Influence
If influences catch you early in life, then I reckon I owe a good deal of my career to Burke Publishing Co, a London publishing firm so thoroughly vanished that I couldn't find them on Google (were they absorbed by one of the conglomerates, or did they just evaporate - does anyone know?). First, because they published Maguerite Desmurger's Stories From Greek History, one of the first books I owned. It was given to to me as the Vicar's Prize at my primary school (no big deal, this; there were only 40 children in the whole school, and sooner or later almost everyone of them won some kind of prize). I was nine. I still have it. And it's a lovely little book, retelling with wit and concision stories of Sparta and Croesus, the Medes and Persians, the Athenian philosphers, and Alexander the Great. It showed me that history wasn't a collection of dry facts, revealed the ancient world to be another country with its own customs and habits, and taught me how to shape a story, and how to use the telling detail. And in the story of Alexander, it introduced me to that classic trope, the tragic hero.
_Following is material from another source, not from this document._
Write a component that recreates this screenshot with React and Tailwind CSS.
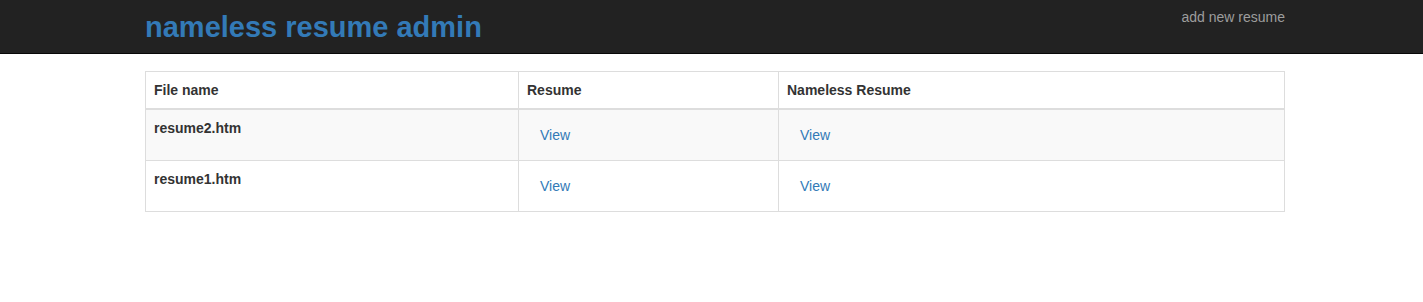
import React from "react";

const resumes = [
  { id: 2, fileName: "resume2.htm" },
  { id: 1, fileName: "resume1.htm" },
];

const App = () => {
  return (
    <div
      className="min-h-screen bg-white text-[14px] text-[#333]"
      style={{ fontFamily: '"Liberation Sans", Arial, Helvetica, sans-serif' }}
    >
      {/* Navbar */}
      <div className="h-[54px] bg-[#222] border-b border-[#080808]">
        <div className="w-[1140px] ml-[145px] flex justify-between items-start">
          <h1 className="pt-[9px] text-[29px] leading-[36px] font-bold text-[#337ab7]">
            nameless resume admin
          </h1>
          <a href="#" className="pt-[7px] leading-[20px] text-[#9d9d9d]">
            add new resume
          </a>
        </div>
      </div>

      {/* Main */}
      <div className="w-[1140px] ml-[145px] mt-[17px]">
        <table className="w-full border-collapse border border-[#ddd]">
          <thead>
            <tr>
              <th className="w-[373px] border border-[#ddd] border-b-2 p-2 text-left leading-[20px] font-bold">
                File name
              </th>
              <th className="w-[260px] border border-[#ddd] border-b-2 p-2 text-left leading-[20px] font-bold">
                Resume
              </th>
              <th className="border border-[#ddd] border-b-2 p-2 text-left leading-[20px] font-bold">
                Nameless Resume
              </th>
            </tr>
          </thead>
          <tbody>
            {resumes.map((resume, i) => (
              <tr key={resume.id} className={i % 2 === 0 ? "bg-[#f9f9f9]" : ""}>
                <td className="border border-[#ddd] p-2 align-top leading-[20px] font-bold">
                  {resume.fileName}
                </td>
                <td className="border border-[#ddd] p-2 align-top leading-[20px]">
                  <a href="#" className="inline-block px-3 py-[6px] border border-transparent text-[#337ab7]">
                    View
                  </a>
                </td>
                <td className="border border-[#ddd] p-2 align-top leading-[20px]">
                  <a href="#" className="inline-block px-3 py-[6px] border border-transparent text-[#337ab7]">
                    View
                  </a>
                </td>
              </tr>
            ))}
          </tbody>
        </table>
      </div>
    </div>
  );
};

export default App;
Burke also published Patrick Moore, the British amateur astronomer who has done more than anyone else in this country to popularise the science. His TV programme, The Sky at Night, was first broadcast in 1957 and he is still featured on it today; he was one of the BBC's commentators for the Apollo 11 moon landing; and he wrote juvenile science-fiction novels. And he was a prolific novelist. His first titles, beginning with The Master of the Moon (1952) were published by another long-lost outfit, the Hardback Museum Press, but Burke published the novels featuring his best-known hero, sixteen year old astronaut Maurice Grey (Mission to Mars, The Domes of Mars, The Voices of Mars, Raiders of Mars, Peril on Mars). I read them all, and everything else of Moore's that I could find in the local library. They are very old-fashioned (even for the 1950s and 1960s) tales of derring-do by upright British chaps, and the prose is at best serviceable, but they were, for their time, scientifically accurate and stirred in me the first feelings of that good old sense of wonder. How could I not resist something like this, the opening of Wanderer in Space?
It was full Earth. The brilliant, bluish radiance flooded down upon the bleak landscape of the moon, catching the tops of the crater-walls abd making the floors look like pools of ink; there were no half-lights, and everything was either brightly lit or else totally dark. The sky seemed ablaze with stars, shining steadily and without the slightest sign of twinkle.By the way, the cover of Wanderer in Space is by well-known space artist David Hardy.